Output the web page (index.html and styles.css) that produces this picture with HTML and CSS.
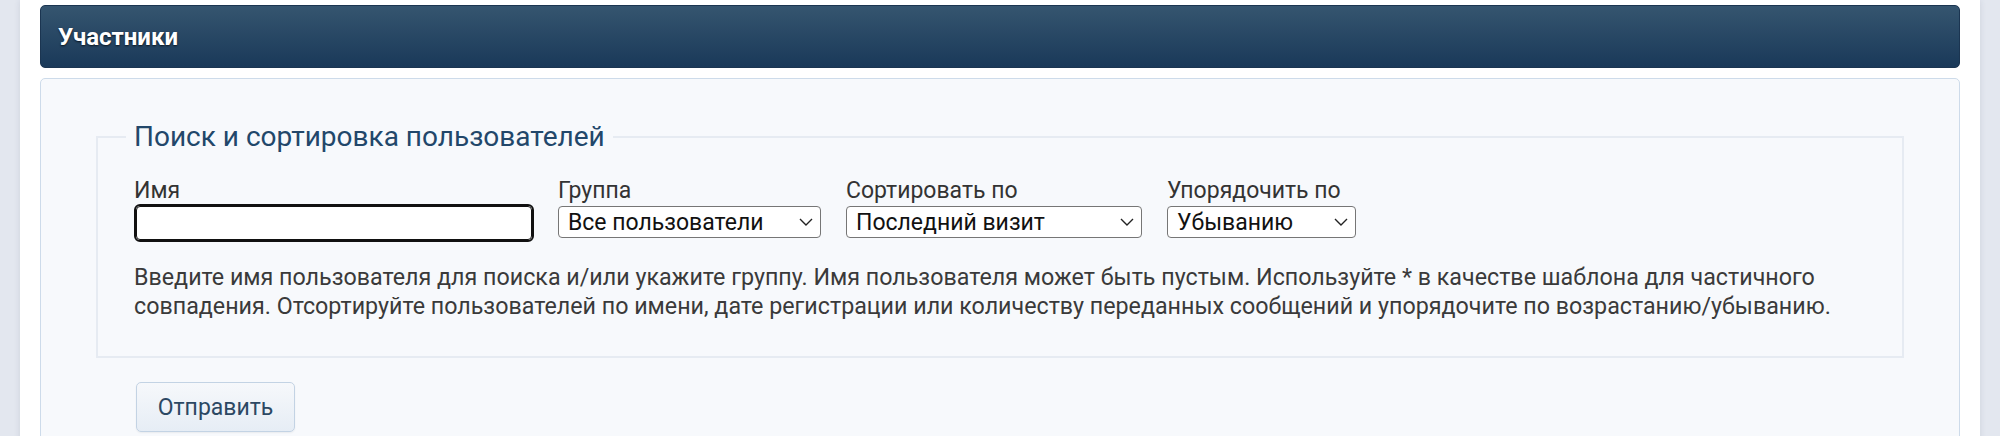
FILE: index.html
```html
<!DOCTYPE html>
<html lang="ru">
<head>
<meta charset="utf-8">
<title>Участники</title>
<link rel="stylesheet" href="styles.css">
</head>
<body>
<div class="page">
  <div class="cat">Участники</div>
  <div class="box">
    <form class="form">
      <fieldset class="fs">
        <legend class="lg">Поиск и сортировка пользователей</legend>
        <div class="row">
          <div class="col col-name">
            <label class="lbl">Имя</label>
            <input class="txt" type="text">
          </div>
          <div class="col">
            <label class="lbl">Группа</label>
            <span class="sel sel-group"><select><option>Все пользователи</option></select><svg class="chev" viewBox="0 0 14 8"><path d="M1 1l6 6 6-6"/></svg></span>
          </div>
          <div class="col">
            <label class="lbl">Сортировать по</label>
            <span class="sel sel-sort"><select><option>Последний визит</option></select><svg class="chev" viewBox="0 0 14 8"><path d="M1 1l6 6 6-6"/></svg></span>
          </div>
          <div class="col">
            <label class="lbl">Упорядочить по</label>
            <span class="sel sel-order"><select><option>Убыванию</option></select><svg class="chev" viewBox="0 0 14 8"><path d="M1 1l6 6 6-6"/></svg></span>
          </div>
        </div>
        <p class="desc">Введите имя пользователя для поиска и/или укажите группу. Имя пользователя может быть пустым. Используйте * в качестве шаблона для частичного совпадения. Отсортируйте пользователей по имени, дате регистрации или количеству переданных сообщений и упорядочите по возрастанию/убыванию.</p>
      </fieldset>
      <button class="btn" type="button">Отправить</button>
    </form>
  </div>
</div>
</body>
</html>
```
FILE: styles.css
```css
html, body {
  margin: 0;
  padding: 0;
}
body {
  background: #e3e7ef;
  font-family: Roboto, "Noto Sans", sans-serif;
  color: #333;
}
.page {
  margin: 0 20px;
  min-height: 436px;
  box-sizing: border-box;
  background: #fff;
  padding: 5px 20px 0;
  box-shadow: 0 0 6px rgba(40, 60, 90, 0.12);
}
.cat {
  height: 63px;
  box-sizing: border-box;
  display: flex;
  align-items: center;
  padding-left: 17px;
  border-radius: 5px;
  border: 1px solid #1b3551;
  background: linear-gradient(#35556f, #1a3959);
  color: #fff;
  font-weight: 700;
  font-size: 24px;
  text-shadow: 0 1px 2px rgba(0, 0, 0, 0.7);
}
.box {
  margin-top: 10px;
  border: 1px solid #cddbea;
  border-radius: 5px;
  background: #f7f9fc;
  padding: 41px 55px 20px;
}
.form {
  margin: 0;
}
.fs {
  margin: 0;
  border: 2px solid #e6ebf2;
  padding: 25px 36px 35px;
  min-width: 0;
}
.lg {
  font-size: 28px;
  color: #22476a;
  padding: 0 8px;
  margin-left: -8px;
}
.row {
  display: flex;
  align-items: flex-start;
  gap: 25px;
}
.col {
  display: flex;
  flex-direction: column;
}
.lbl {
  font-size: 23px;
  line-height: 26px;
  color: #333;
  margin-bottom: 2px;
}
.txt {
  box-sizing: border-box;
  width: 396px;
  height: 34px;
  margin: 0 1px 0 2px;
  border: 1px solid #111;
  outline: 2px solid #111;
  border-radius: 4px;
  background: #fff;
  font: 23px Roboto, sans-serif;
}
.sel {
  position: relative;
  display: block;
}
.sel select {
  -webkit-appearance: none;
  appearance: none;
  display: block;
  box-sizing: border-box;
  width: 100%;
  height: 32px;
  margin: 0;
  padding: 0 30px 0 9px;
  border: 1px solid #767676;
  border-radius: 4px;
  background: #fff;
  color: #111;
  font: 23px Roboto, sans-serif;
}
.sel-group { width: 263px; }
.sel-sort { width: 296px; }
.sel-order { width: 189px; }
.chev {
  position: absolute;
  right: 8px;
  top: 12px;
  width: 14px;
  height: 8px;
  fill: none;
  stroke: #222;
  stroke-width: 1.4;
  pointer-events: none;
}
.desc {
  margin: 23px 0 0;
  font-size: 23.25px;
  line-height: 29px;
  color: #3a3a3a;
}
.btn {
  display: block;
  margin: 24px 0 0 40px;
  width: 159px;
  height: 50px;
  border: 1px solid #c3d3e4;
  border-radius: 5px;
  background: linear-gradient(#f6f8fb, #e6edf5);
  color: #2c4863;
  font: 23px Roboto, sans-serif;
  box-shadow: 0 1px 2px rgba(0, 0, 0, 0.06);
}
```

DIRECTIVE → Go through the material above and copy each line that has the word "index".

RESPONSE TO THE TASK →
Output the web page (index.html and styles.css) that produces this picture with HTML and CSS.
FILE: index.html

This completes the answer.